As the Baudrillard epigraph displays, it is a false notion that a vehicle or medium manifests distinct content. Rather, it is the vehicle itself, in its function and force, that abstracts, distances, and interrupts human relations (169). The vehicle asserts its own ideology by perpetuating itself. In addition, Baudrillard claims that media’s encoding disallows reciprocal human relations and that, if an unmediated form of communication is to exist, the code (the enacting agency of the vehicle) must be destroyed completely (183). Without human intervention, the vehicle functions within and for its own continuance. As can be seen quite clearly, the ramifications of this understanding of vehicle are significant.

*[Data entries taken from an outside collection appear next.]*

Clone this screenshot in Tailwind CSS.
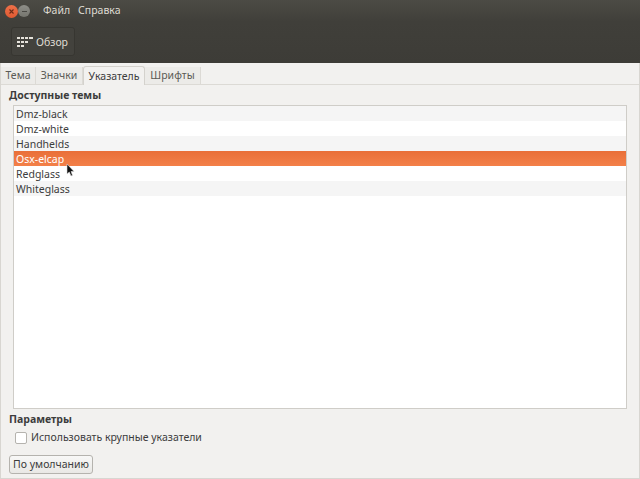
<!doctype html>
<html><head><meta charset="utf-8">
<script src="https://cdn.jsdelivr.net/npm/@tailwindcss/browser@4"></script></head>
<body class="m-0 w-[640px] h-[479px] overflow-hidden bg-[#f2f1ef] font-['Noto_Sans','Open_Sans',sans-serif] text-[10.5px] text-[#3c3c3c] relative">
<div class="h-[63px] flex flex-col">
  <div class="h-[22px] flex items-center bg-gradient-to-b from-[#4c4b45] to-[#403f3a]">
    <div class="ml-[5px] w-[13px] h-[13px] rounded-full bg-gradient-to-b from-[#ee7048] to-[#df5a32] flex items-center justify-center">
      <svg width="5" height="5" viewBox="0 0 5 5"><path d="M.5 .5L4.500 4.500M4.500 .5L.5 4.500" stroke="#6b2c18" stroke-width="1.100"/></svg>
    </div>
    <div class="w-[12px] h-[12px] rounded-full bg-gradient-to-b from-[#8e8e88] to-[#76766f] flex items-center justify-center"><div class="w-[5px] h-px bg-[#4a4944]"></div></div>
    <span class="ml-[13px] text-[#dfdbd2]">Файл</span>
    <span class="ml-[8px] text-[#dfdbd2]">Справка</span>
  </div>
  <div class="h-[41px] flex items-start pl-[11px] pt-[5px] bg-gradient-to-b from-[#403f3a] to-[#3d3c37]">
    <div class="w-[64px] h-[29px] rounded-[3px] border border-[#373631] bg-[#43423d] flex items-center pl-[5px] pt-[2px] text-[#dfdbd2]">
      <svg width="16" height="11" viewBox="0 0 16 11" fill="#e6e3dc">
        <rect x="0" y="0" width="3" height="2"/><rect x="4" y="0" width="3" height="2"/><rect x="8" y="0" width="3" height="2"/><rect x="12" y="0" width="4" height="2"/>
        <rect x="0" y="4" width="3" height="2"/><rect x="4" y="4" width="3" height="2"/><rect x="8" y="4" width="3" height="2"/>
        <rect x="0" y="8" width="3" height="2"/><rect x="4" y="8" width="3" height="2"/>
      </svg>
      <span class="ml-[3px]">Обзор</span>
    </div>
  </div>
</div>
<div class="h-[22px] pt-[4px] flex items-stretch border-b border-[#dcdad5] text-[#5a5a55] pl-[1px]">
  <div class="w-[35px] pt-[1px] flex items-center justify-center border-r border-[#dcdad5] bg-[#ecebe8]">Тема</div>
  <div class="w-[47px] pt-[1px] flex items-center justify-center border-r border-[#dcdad5] bg-[#ecebe8]">Значки</div>
  <div class="w-[62px] -mb-px -mt-[1px] pt-[2px] flex items-center justify-center border border-b-0 border-[#d4d2cd] rounded-t-[3px] bg-[#f2f1ef] text-[#3c3c3c]">Указатель</div>
  <div class="w-[56px] pt-[1px] flex items-center justify-center border-r border-[#dcdad5] bg-[#ecebe8]">Шрифты</div>
</div>
<div class="pl-[9px] pt-[3px] font-bold leading-[14px] h-[20px]">Доступные темы</div>
<div class="mx-[13px] h-[304px] border border-[#cfcdc8] bg-white leading-[15px]">
  <div class="h-[15px] pl-[2px] pt-[1px] bg-[#f5f5f5]">Dmz-black</div>
  <div class="h-[15px] pl-[2px] pt-[1px] bg-white">Dmz-white</div>
  <div class="h-[15px] pl-[2px] pt-[1px] bg-[#f5f5f5]">Handhelds</div>
  <div class="h-[15px] pl-[2px] pt-[1px] bg-gradient-to-b from-[#e96f38] to-[#f38049] text-white">Osx-elcap</div>
  <div class="h-[15px] pl-[2px] pt-[1px] bg-white">Redglass</div>
  <div class="h-[15px] pl-[2px] pt-[1px] bg-[#f5f5f5]">Whiteglass</div>
</div>
<div class="pl-[9px] pt-[3px] font-bold leading-[14px]">Параметры</div>
<div class="pl-[15px] pt-[4px] flex items-center h-[20px]">
  <div class="w-[12px] h-[12px] rounded-[2px] border border-[#b5b3ae] bg-white"></div>
  <span class="ml-[4px]">Использовать крупные указатели</span>
</div>
<div class="ml-[9px] mt-[9px] w-[84px] h-[19px] rounded-[3px] border border-[#b5b3ae] bg-gradient-to-b from-[#f8f8f7] to-[#e9e8e5] flex items-center justify-center">По умолчанию</div>
<svg class="absolute left-[66px] top-[163px]" width="9" height="14" viewBox="0 0 9 14"><path d="M1 1V11L3.300 9L5 13L6.500 12.300L5 8.500H8Z" fill="#111" stroke="#ddd" stroke-width=".6"/></svg>
<div class="absolute right-0 top-[63px] bottom-0 w-px bg-[#d8d6d1]"></div>
<div class="absolute left-0 top-[63px] bottom-0 w-px bg-[#d8d6d1]"></div>
<div class="absolute left-0 right-0 bottom-0 h-px bg-[#d8d6d1]"></div>
</body></html>
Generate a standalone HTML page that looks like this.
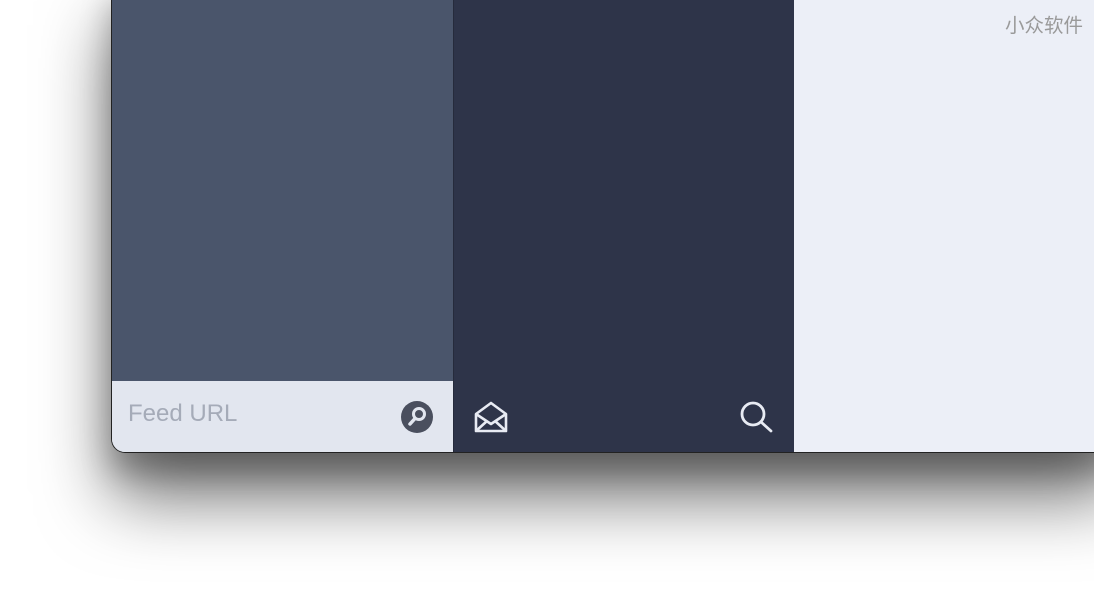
<!DOCTYPE html>
<html><head><meta charset="utf-8"><style>
body{margin:0;width:1094px;height:601px;background:#fff;overflow:hidden;position:relative;font-family:"Liberation Sans","Noto Sans CJK SC",sans-serif}
.win{position:absolute;left:111px;top:-20px;width:1010px;height:473px;border-radius:0 0 14px 14px;overflow:hidden;border:1px solid #222;border-top:none;box-shadow:0 45px 70px rgba(0,0,0,0.55),0 20px 30px rgba(0,0,0,0.25);background:#eceff7;box-sizing:border-box}
.c1{position:absolute;left:0;top:0;width:341px;height:401px;background:#4a556b}
.b1{position:absolute;left:0;top:401px;width:341px;height:72px;background:#e2e6ef}
.c2{position:absolute;left:341px;top:0;width:341px;height:473px;background:#2e3449;border-left:1px solid #262b3c;box-sizing:border-box}
.t{position:absolute;left:16px;top:420px;font-size:24px;color:#a5abb8}
.wm{position:absolute;left:1005px;top:9px;font-size:19.5px;color:#9a9a9a}
</style></head><body>
<div class="win">
<div class="c1"></div>
<div class="b1"></div>
<div class="t">Feed URL</div>
<svg style="position:absolute;left:288px;top:420px" width="34" height="34" viewBox="0 0 34 34"><circle cx="17" cy="17" r="16" fill="#4a4f5e"/><circle cx="19" cy="14" r="5.5" fill="none" stroke="#e2e6ef" stroke-width="3"/><line x1="15" y1="18.5" x2="10" y2="24" stroke="#e2e6ef" stroke-width="3.5" stroke-linecap="round"/></svg>
<div class="c2"></div>
<svg style="position:absolute;left:361px;top:420px" width="36" height="36" viewBox="0 0 36 36" fill="none" stroke="#e8ebf3" stroke-width="2.6" stroke-linejoin="round"><path d="M3 14 L18 3 L33 14 V31 H3 Z"/><path d="M3 14 L18 24 L33 14"/><path d="M3 31 L14 21 M33 31 L22 21"/></svg>
<svg style="position:absolute;left:626px;top:419px" width="36" height="36" viewBox="0 0 36 36" fill="none" stroke="#e8ebf3" stroke-width="2.8" stroke-linecap="round"><circle cx="15" cy="15" r="11"/><line x1="23" y1="23" x2="33" y2="32"/></svg>
</div>
<div class="wm">小众软件</div>
</body></html>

If content is driven by the encoded vehicle, what are the consequences on human agency? Where and how will the unmanned vehicle direct itself? If the vehicle is the content, or if the vehicle is merely the vehicle’s expression, is there space for re-entering a revised code? Or, to amend a question introduced by Lev Manovich in The Language of the New Media, is the externalized, objectified, and standardized mind the realm in which all vehicles must travel (61)?